▶ [WHAT IS ASKED]
Give the number of lines in the data that hold the word "screenshot", and nothing else.

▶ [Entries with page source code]
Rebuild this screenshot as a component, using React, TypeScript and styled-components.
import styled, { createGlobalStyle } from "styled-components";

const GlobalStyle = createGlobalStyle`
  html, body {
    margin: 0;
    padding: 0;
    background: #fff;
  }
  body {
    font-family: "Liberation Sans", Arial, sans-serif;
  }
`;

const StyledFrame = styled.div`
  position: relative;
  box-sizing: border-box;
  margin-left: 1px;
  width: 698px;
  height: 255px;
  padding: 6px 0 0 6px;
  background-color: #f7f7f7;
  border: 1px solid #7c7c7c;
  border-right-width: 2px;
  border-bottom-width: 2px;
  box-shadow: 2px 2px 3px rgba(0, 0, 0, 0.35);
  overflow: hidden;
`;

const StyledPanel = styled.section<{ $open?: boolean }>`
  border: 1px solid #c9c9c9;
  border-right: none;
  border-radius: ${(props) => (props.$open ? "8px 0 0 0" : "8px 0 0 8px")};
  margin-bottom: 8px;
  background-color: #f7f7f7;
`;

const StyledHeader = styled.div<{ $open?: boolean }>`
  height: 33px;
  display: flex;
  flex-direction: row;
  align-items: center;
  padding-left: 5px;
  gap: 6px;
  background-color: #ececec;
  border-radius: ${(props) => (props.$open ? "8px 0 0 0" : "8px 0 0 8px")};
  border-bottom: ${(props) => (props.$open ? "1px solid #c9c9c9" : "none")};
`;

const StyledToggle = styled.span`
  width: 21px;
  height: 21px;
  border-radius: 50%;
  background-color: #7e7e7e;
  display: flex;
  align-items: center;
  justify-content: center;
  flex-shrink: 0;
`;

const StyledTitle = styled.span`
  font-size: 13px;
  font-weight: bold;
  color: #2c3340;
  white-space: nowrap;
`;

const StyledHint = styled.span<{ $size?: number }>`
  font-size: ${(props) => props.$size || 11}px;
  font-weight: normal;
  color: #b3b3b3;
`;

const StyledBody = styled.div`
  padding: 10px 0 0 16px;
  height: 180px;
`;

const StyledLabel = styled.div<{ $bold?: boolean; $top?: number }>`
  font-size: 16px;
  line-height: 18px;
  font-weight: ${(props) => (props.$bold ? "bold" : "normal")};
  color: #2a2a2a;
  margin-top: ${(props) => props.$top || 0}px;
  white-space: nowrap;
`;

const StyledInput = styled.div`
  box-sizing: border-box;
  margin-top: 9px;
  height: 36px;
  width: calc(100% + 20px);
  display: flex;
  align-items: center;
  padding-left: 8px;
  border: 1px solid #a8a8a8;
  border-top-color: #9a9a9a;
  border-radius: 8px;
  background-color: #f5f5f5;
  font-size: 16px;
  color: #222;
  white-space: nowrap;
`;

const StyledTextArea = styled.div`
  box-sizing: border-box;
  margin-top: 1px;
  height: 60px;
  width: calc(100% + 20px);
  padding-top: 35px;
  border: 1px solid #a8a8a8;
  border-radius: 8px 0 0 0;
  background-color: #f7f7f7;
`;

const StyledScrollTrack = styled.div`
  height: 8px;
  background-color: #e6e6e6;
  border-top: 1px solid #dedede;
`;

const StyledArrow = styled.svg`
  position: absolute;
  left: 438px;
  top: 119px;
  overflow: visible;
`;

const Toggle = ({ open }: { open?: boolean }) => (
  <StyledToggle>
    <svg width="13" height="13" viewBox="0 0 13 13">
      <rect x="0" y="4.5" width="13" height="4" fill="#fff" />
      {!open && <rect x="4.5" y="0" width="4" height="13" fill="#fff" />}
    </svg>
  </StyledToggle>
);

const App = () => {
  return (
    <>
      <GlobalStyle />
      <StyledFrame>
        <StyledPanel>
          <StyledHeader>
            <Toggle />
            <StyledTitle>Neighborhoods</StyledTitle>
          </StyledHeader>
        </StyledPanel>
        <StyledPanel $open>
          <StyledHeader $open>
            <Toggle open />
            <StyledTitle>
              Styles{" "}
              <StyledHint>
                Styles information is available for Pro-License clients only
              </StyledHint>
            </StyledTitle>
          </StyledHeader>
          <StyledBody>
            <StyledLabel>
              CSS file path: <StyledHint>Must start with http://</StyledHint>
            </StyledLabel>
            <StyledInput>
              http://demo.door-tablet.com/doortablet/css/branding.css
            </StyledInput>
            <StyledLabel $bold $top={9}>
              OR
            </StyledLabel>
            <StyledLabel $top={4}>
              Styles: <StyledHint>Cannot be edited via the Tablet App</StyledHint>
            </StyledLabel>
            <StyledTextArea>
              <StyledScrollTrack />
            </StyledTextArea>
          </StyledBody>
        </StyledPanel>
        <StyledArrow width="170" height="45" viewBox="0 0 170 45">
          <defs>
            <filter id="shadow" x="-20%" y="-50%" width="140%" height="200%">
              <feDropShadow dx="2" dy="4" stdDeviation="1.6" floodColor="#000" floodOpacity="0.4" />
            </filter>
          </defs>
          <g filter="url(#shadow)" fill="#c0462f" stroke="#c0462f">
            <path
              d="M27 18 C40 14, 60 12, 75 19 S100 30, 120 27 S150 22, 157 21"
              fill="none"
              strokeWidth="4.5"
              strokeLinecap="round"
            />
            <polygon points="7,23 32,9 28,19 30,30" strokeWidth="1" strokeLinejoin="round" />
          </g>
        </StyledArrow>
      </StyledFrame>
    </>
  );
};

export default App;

==

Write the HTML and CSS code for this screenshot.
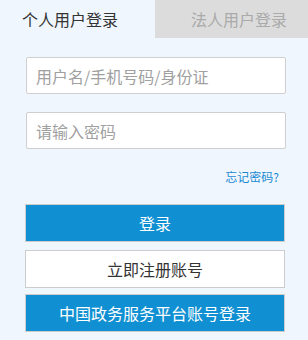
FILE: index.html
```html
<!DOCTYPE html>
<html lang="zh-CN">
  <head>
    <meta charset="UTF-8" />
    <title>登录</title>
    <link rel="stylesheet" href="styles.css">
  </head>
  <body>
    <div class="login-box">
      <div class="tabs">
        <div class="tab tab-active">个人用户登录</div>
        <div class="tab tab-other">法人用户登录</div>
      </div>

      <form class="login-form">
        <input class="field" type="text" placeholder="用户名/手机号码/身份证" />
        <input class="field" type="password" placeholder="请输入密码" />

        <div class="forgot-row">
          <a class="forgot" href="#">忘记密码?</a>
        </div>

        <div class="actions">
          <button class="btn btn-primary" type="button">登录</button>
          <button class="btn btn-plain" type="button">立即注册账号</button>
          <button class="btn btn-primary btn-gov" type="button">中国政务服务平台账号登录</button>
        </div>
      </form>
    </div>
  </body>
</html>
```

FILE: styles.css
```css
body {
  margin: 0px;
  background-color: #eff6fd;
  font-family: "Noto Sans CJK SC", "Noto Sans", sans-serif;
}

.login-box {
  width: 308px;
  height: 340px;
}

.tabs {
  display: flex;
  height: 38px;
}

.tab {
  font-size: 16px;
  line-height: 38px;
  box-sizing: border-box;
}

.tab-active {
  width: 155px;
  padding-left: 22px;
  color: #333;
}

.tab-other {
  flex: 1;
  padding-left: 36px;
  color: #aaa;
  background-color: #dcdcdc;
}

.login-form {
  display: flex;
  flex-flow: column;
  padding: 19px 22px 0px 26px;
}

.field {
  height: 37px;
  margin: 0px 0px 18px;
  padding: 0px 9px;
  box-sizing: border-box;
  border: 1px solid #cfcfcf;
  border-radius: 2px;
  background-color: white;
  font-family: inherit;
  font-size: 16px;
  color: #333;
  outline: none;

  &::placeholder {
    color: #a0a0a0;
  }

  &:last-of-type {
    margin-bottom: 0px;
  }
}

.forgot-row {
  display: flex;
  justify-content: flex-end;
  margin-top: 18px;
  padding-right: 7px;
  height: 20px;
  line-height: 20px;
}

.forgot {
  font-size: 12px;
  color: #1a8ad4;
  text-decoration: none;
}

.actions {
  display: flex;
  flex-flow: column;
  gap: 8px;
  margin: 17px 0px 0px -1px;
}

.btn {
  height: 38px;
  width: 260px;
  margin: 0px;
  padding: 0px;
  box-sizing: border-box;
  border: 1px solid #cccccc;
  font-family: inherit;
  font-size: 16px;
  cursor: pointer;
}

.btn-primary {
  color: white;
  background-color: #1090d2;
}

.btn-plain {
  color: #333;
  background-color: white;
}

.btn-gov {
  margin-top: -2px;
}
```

▶ [TASK ANSWER]
2